Not sure if this belongs in some existing package? Maybe a small new package in the JuliaApproximation organization where @dlfivefifty has put a bunch of other orthogonal-polynomial stuff?

Oh, I hadn’t noticed that the function also returns the Jacobi matrix.

Not sure if @Daniel_Johansson needs to exactly replicate R’s API for the thesis project, or if something cleaner that serves the same functionality would work?

@danielwe o this moment, I only need to replicate the outcome of this,
tmp ← cbind(rep(1, n))
tmp <-cbind(tmp, poly(x, degree))

I think your first answer @danielwe got it. I just wanted to make sure that I understand what I’m programming the best I can. I doubt I’ll need something else.

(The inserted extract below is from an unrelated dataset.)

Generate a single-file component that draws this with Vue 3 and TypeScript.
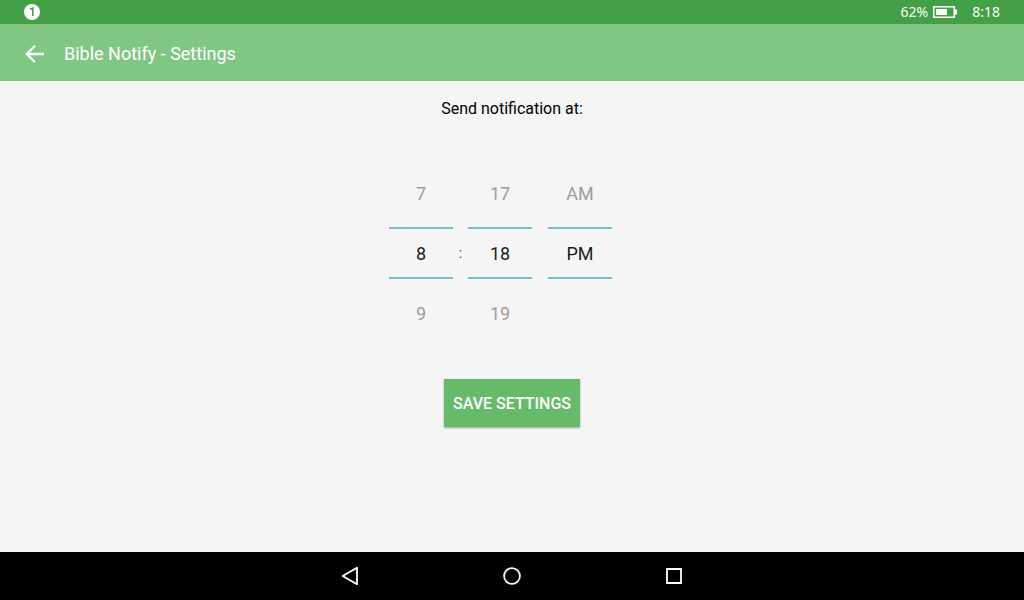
<script setup lang="ts">
import { computed, ref } from 'vue'

const hour = ref(8)
const minute = ref(18)
const period = ref<'AM' | 'PM'>('PM')

const wrap = (value: number, min: number, max: number): number =>
  value > max ? min : value < min ? max : value

interface Wheel {
  id: string
  label: string
  prev: string
  value: string
  next: string
  step: (delta: number) => void
}

const wheels = computed<Wheel[]>(() => [
  {
    id: 'hour',
    label: 'Hour',
    prev: String(wrap(hour.value - 1, 1, 12)),
    value: String(hour.value),
    next: String(wrap(hour.value + 1, 1, 12)),
    step: (delta) => { hour.value = wrap(hour.value + delta, 1, 12) },
  },
  {
    id: 'minute',
    label: 'Minute',
    prev: String(wrap(minute.value - 1, 0, 59)).padStart(2, '0'),
    value: String(minute.value).padStart(2, '0'),
    next: String(wrap(minute.value + 1, 0, 59)).padStart(2, '0'),
    step: (delta) => { minute.value = wrap(minute.value + delta, 0, 59) },
  },
  {
    id: 'period',
    label: 'AM or PM',
    prev: period.value === 'PM' ? 'AM' : '',
    value: period.value,
    next: period.value === 'AM' ? 'PM' : '',
    step: (delta) => { period.value = delta < 0 ? 'AM' : 'PM' },
  },
])
</script>

<template>
  <div class="screen">
    <div class="status-bar">
      <svg class="notice" width="16" height="16" viewBox="0 0 16 16" aria-hidden="true">
        <circle cx="8" cy="8" r="8" fill="#fff" />
        <path d="M6 5.2L8.8 4.2V12" fill="none" stroke="#43a047" stroke-width="1.6" />
      </svg>
      <span class="percent">62%</span>
      <svg class="battery" width="24" height="12" viewBox="0 0 24 12" aria-hidden="true">
        <path d="M.75 .75H21.25V11.25H.75Z" fill="none" stroke="#fff" stroke-width="1.5" />
        <path d="M3 3H14V9H3ZM22 3.5H24V8.5H22Z" fill="#fff" />
      </svg>
      <span class="clock">8:18</span>
    </div>

    <header class="app-bar">
      <button class="icon-button" type="button" aria-label="Back">
        <svg width="20" height="20" viewBox="0 0 20 20" aria-hidden="true">
          <path d="M20 10H3M11 1.7L2.7 10L11 18.3" fill="none" stroke="#fff" stroke-width="2.3" />
        </svg>
      </button>
      <h1>Bible Notify - Settings</h1>
    </header>

    <main class="content">
      <h2 id="time-label">Send notification at:</h2>

      <div class="picker" role="group" aria-labelledby="time-label">
        <template v-for="wheel in wheels" :key="wheel.id">
          <div class="wheel">
            <button class="neighbour" type="button" :aria-label="`Previous ${wheel.label}`" :disabled="!wheel.prev" @click="wheel.step(-1)">{{ wheel.prev }}</button>
            <input class="value" type="text" :aria-label="wheel.label" :value="wheel.value" readonly>
            <button class="neighbour" type="button" :aria-label="`Next ${wheel.label}`" :disabled="!wheel.next" @click="wheel.step(1)">{{ wheel.next }}</button>
          </div>
          <span v-if="wheel.id === 'hour'" class="colon">:</span>
          <span v-else-if="wheel.id === 'minute'" class="gap"></span>
        </template>
      </div>

      <button class="save" type="button">SAVE SETTINGS</button>
    </main>

    <nav class="nav-bar" aria-label="System navigation">
      <button class="icon-button" type="button" aria-label="Back">
        <svg width="20" height="20" viewBox="0 0 20 20" aria-hidden="true">
          <path d="M17 1.8V18.2L2.6 10Z" fill="none" stroke="#fff" stroke-width="1.8" stroke-linejoin="round" />
        </svg>
      </button>
      <button class="icon-button" type="button" aria-label="Home">
        <svg width="20" height="20" viewBox="0 0 20 20" aria-hidden="true">
          <circle cx="10" cy="10" r="7.9" fill="none" stroke="#fff" stroke-width="1.8" />
        </svg>
      </button>
      <button class="icon-button" type="button" aria-label="Recent apps">
        <svg width="20" height="20" viewBox="0 0 20 20" aria-hidden="true">
          <path d="M3 3H17V17H3Z" fill="none" stroke="#fff" stroke-width="1.8" />
        </svg>
      </button>
    </nav>
  </div>
</template>

<style>
body {
  margin: 0;
}
</style>

<style scoped>
.screen {
  display: flex;
  flex-direction: column;
  min-height: 100vh;
  background: #f5f5f5;
  font-family: Roboto, "Noto Sans", sans-serif;
}

button,
input {
  margin: 0;
  padding: 0;
  border: 0;
  border-radius: 0;
  background: none;
  font: inherit;
}

button {
  cursor: pointer;
}

svg {
  display: block;
}

.status-bar {
  display: flex;
  align-items: center;
  height: 24px;
  padding: 0 24px;
  background: #43a047;
  color: #fff;
  font: 14px/24px "Noto Sans", sans-serif;
}

.notice {
  margin-right: auto;
}

.battery {
  margin: 0 15px 0 5px;
}

.app-bar {
  box-sizing: border-box;
  display: flex;
  align-items: center;
  gap: 12px;
  height: 57px;
  padding: 3px 16px 0;
  background: #81c784;
  color: #fff;
}

.icon-button {
  display: flex;
  align-items: center;
  justify-content: center;
  width: 36px;
  height: 36px;
}

h1 {
  margin: 0;
  font-size: 18px;
  font-weight: 400;
  line-height: 24px;
}

.content {
  display: flex;
  flex: 1;
  flex-direction: column;
  align-items: center;
  padding: 16px;
}

h2 {
  margin: 0;
  color: #000;
  font-size: 16px;
  font-weight: 400;
  line-height: 24px;
}

.picker {
  display: flex;
  align-items: center;
  margin: 38px 23px 32px 0;
}

.wheel {
  display: flex;
  flex-direction: column;
  width: 64px;
  font-size: 18px;
}

.neighbour {
  height: 68px;
  color: #9c9c9c;
}

.value {
  box-sizing: border-box;
  width: 100%;
  height: 52px;
  border: solid #76bed6;
  border-width: 2px 0;
  color: #1c1c1c;
  text-align: center;
}

.colon {
  width: 15px;
  color: #444;
  font-size: 14px;
  text-align: center;
}

.gap {
  width: 16px;
}

.save {
  min-width: 136px;
  height: 48px;
  padding: 0 8px;
  background: #66bb6a;
  box-shadow: 0 1px 2px rgba(0, 0, 0, 0.35);
  color: #fff;
  font-size: 16px;
  font-weight: 500;
}

.nav-bar {
  display: flex;
  align-items: center;
  justify-content: center;
  gap: 126px;
  height: 48px;
  background: #000;
}
</style>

@danielwe @stevengj do any of you have some reference (introductory if possible) for this kind of topics (i.e. obtaining orthogonal polynomials provided a collection of knots), or that talk about reparametrization of a function basis using design matrix in general? Or any tips in general?

The former would be very usefull. The thing is that, for my thesis, I’m replicating the code from a statistics paper which relies on this sort of reparemetrizations. For example, a central part of the project relies in obtaining a low rank aproximation of a penalized spline basis (usually second order difference). Such basis being projected into the complement of the nullspace of its associated penalty.

PD: Thank you @stevengj aswell for getting in the conversation, your comments have also been very insightful.

1 Like

If you’re replicating what someone did in R, you may want to use the first answer to match what they did, but if you’re also building your own analysis on top of that, I strongly suggest you use something like the Krylov.jl-based code from the answer that’s now marked as the solution, or frankly just @stevengj‘s Arnoldi process code. As the plots show, the QR approach is simply wrong except at the lowest polynomial orders. (Also, the Krylov/Lanczos/Arnoldi approaches use a modified Gram-Schmidt orthogonalization, so in that sense they may be more understandable and relatable to what you already know than the internals of QR decomposition.)